─── Data lines ───

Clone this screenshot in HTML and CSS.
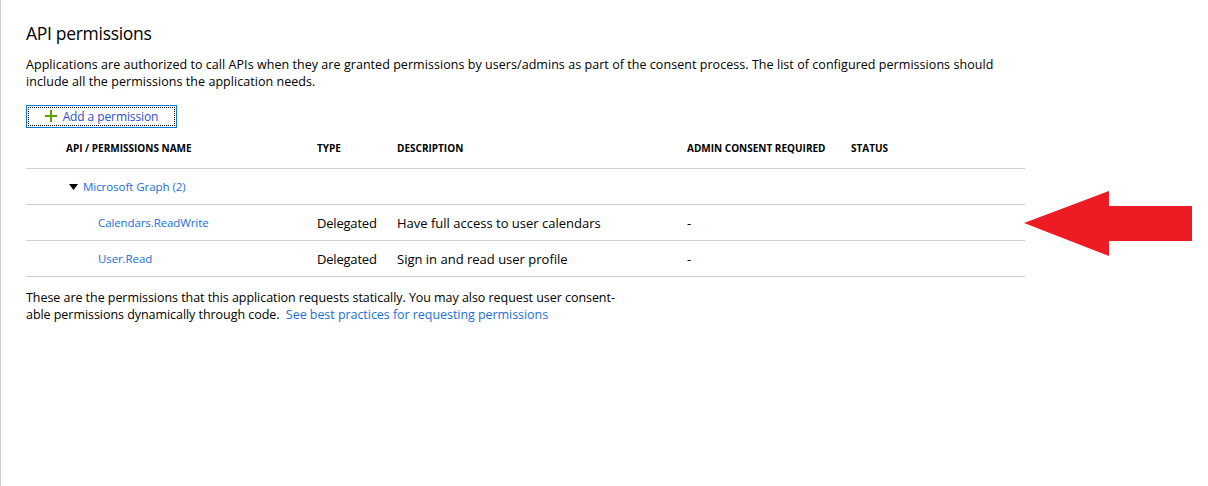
FILE: index.html
```html
<!DOCTYPE html>
<html>
<head>
<meta charset="utf-8">
<link rel="stylesheet" href="styles.css">
</head>
<body>
<div class="page">
  <h1 class="title">API permissions</h1>
  <p class="intro">Applications are authorized to call APIs when they are granted permissions by users/admins as part of the consent process. The list of configured permissions should include all the permissions the application needs.</p>
  <button class="add-btn"><span class="add-inner"><svg class="plus" width="12" height="12" viewBox="0 0 12 12"><path d="M6 0v12M0 6h12" stroke="#57a300" stroke-width="2"/></svg>Add a permission</span></button>
  <div class="table">
    <div class="row head">
      <div class="c name">API / PERMISSIONS NAME</div>
      <div class="c type">TYPE</div>
      <div class="c desc">DESCRIPTION</div>
      <div class="c admin">ADMIN CONSENT REQUIRED</div>
      <div class="c status">STATUS</div>
    </div>
    <div class="row group">
      <div class="c name"><svg class="caret" width="9" height="6" viewBox="0 0 9 6"><path d="M0 0h9L4.5 6z" fill="#000"/></svg><a class="link">Microsoft Graph (2)</a></div>
    </div>
    <div class="row item">
      <div class="c name"><a class="link">Calendars.ReadWrite</a></div>
      <div class="c type">Delegated</div>
      <div class="c desc">Have full access to user calendars</div>
      <div class="c admin">-</div>
      <div class="c status"></div>
    </div>
    <div class="row item">
      <div class="c name"><a class="link">User.Read</a></div>
      <div class="c type">Delegated</div>
      <div class="c desc">Sign in and read user profile</div>
      <div class="c admin">-</div>
      <div class="c status"></div>
    </div>
  </div>
  <p class="footer">These are the permissions that this application requests statically. You may also request user consent-<br>able permissions dynamically through code.&nbsp; <a class="link">See best practices for requesting permissions</a></p>
  <svg class="arrow" width="170" height="66" viewBox="0 0 170 66"><path d="M0 32 L85 0 L85 15 L168 15 L168 50 L85 50 L85 65 Z" fill="#ed1c24"/></svg>
</div>
</body>
</html>
```
FILE: styles.css
```css
html, body {
  margin: 0;
  padding: 0;
  background: #fff;
}
body {
  font-family: "Open Sans", "Noto Sans", sans-serif;
  color: #000;
  height: 486px;
  overflow: hidden;
}
.page {
  position: relative;
  border-left: 1px solid #cfcfcf;
  height: 486px;
  box-sizing: border-box;
  padding: 20px 0 0 25px;
}
.title {
  margin: 0;
  font-size: 17.5px;
  font-weight: 400;
  line-height: 26px;
  letter-spacing: -0.3px;
}
.intro {
  margin: 10px 0 0;
  width: 985px;
  font-size: 12.5px;
  line-height: 17px;
  letter-spacing: 0.05px;
}
.add-btn {
  margin-top: 15px;
  width: 151px;
  height: 23px;
  padding: 1px;
  border: 1px solid #0a7ad6;
  background: #fff;
  font-family: inherit;
  display: block;
  box-sizing: border-box;
}
.add-inner {
  display: flex;
  align-items: center;
  justify-content: center;
  gap: 6px;
  height: 100%;
  border: 1px dotted #000;
  box-sizing: border-box;
  color: #2b50d8;
  font-size: 12px;
  letter-spacing: -0.1px;
}
.plus { margin-top: -2px; }
.table {
  width: 999px;
}
.row {
  display: grid;
  grid-template-columns: 291px 80px 290px 164px 174px;
  align-items: center;
  border-bottom: 1px solid #d0d0d0;
  height: 36px;
  box-sizing: border-box;
}
.row.head {
  height: 41px;
  padding-bottom: 1px;
  font-size: 10px;
  font-weight: 700;
  letter-spacing: 0;
}
.head .name { padding-left: 40px; }
.group .name {
  padding-left: 43px;
  display: flex;
  align-items: center;
  gap: 5px;
  font-size: 11.6px;
}
.item { font-size: 13px; letter-spacing: 0; }
.item .type { letter-spacing: -0.2px; }
.item .name { padding-left: 72px; font-size: 11.5px; letter-spacing: -0.1px; }
.link { color: #1a6fe0; }
.group .link { letter-spacing: -0.1px; }
.footer {
  margin: 12px 0 0;
  font-size: 12.5px;
  line-height: 17px;
  letter-spacing: -0.05px;
}
.arrow {
  position: absolute;
  left: 1023px;
  top: 191px;
}
```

───

* [Given problem]:
Repeat the full listing above exactly, with no pictures in the copy.

* [Complete answer]:
Clone this screenshot in HTML and CSS.
FILE: index.html
```html
<!DOCTYPE html>
<html>
<head>
<meta charset="utf-8">
<link rel="stylesheet" href="styles.css">
</head>
<body>
<div class="page">
  <h1 class="title">API permissions</h1>
  <p class="intro">Applications are authorized to call APIs when they are granted permissions by users/admins as part of the consent process. The list of configured permissions should include all the permissions the application needs.</p>
  <button class="add-btn"><span class="add-inner"><svg class="plus" width="12" height="12" viewBox="0 0 12 12"><path d="M6 0v12M0 6h12" stroke="#57a300" stroke-width="2"/></svg>Add a permission</span></button>
  <div class="table">
    <div class="row head">
      <div class="c name">API / PERMISSIONS NAME</div>
      <div class="c type">TYPE</div>
      <div class="c desc">DESCRIPTION</div>
      <div class="c admin">ADMIN CONSENT REQUIRED</div>
      <div class="c status">STATUS</div>
    </div>
    <div class="row group">
      <div class="c name"><svg class="caret" width="9" height="6" viewBox="0 0 9 6"><path d="M0 0h9L4.5 6z" fill="#000"/></svg><a class="link">Microsoft Graph (2)</a></div>
    </div>
    <div class="row item">
      <div class="c name"><a class="link">Calendars.ReadWrite</a></div>
      <div class="c type">Delegated</div>
      <div class="c desc">Have full access to user calendars</div>
      <div class="c admin">-</div>
      <div class="c status"></div>
    </div>
    <div class="row item">
      <div class="c name"><a class="link">User.Read</a></div>
      <div class="c type">Delegated</div>
      <div class="c desc">Sign in and read user profile</div>
      <div class="c admin">-</div>
      <div class="c status"></div>
    </div>
  </div>
  <p class="footer">These are the permissions that this application requests statically. You may also request user consent-<br>able permissions dynamically through code.&nbsp; <a class="link">See best practices for requesting permissions</a></p>
  <svg class="arrow" width="170" height="66" viewBox="0 0 170 66"><path d="M0 32 L85 0 L85 15 L168 15 L168 50 L85 50 L85 65 Z" fill="#ed1c24"/></svg>
</div>
</body>
</html>
```
FILE: styles.css
```css
html, body {
  margin: 0;
  padding: 0;
  background: #fff;
}
body {
  font-family: "Open Sans", "Noto Sans", sans-serif;
  color: #000;
  height: 486px;
  overflow: hidden;
}
.page {
  position: relative;
  border-left: 1px solid #cfcfcf;
  height: 486px;
  box-sizing: border-box;
  padding: 20px 0 0 25px;
}
.title {
  margin: 0;
  font-size: 17.5px;
  font-weight: 400;
  line-height: 26px;
  letter-spacing: -0.3px;
}
.intro {
  margin: 10px 0 0;
  width: 985px;
  font-size: 12.5px;
  line-height: 17px;
  letter-spacing: 0.05px;
}
.add-btn {
  margin-top: 15px;
  width: 151px;
  height: 23px;
  padding: 1px;
  border: 1px solid #0a7ad6;
  background: #fff;
  font-family: inherit;
  display: block;
  box-sizing: border-box;
}
.add-inner {
  display: flex;
  align-items: center;
  justify-content: center;
  gap: 6px;
  height: 100%;
  border: 1px dotted #000;
  box-sizing: border-box;
  color: #2b50d8;
  font-size: 12px;
  letter-spacing: -0.1px;
}
.plus { margin-top: -2px; }
.table {
  width: 999px;
}
.row {
  display: grid;
  grid-template-columns: 291px 80px 290px 164px 174px;
  align-items: center;
  border-bottom: 1px solid #d0d0d0;
  height: 36px;
  box-sizing: border-box;
}
.row.head {
  height: 41px;
  padding-bottom: 1px;
  font-size: 10px;
  font-weight: 700;
  letter-spacing: 0;
}
.head .name { padding-left: 40px; }
.group .name {
  padding-left: 43px;
  display: flex;
  align-items: center;
  gap: 5px;
  font-size: 11.6px;
}
.item { font-size: 13px; letter-spacing: 0; }
.item .type { letter-spacing: -0.2px; }
.item .name { padding-left: 72px; font-size: 11.5px; letter-spacing: -0.1px; }
.link { color: #1a6fe0; }
.group .link { letter-spacing: -0.1px; }
.footer {
  margin: 12px 0 0;
  font-size: 12.5px;
  line-height: 17px;
  letter-spacing: -0.05px;
}
.arrow {
  position: absolute;
  left: 1023px;
  top: 191px;
}
```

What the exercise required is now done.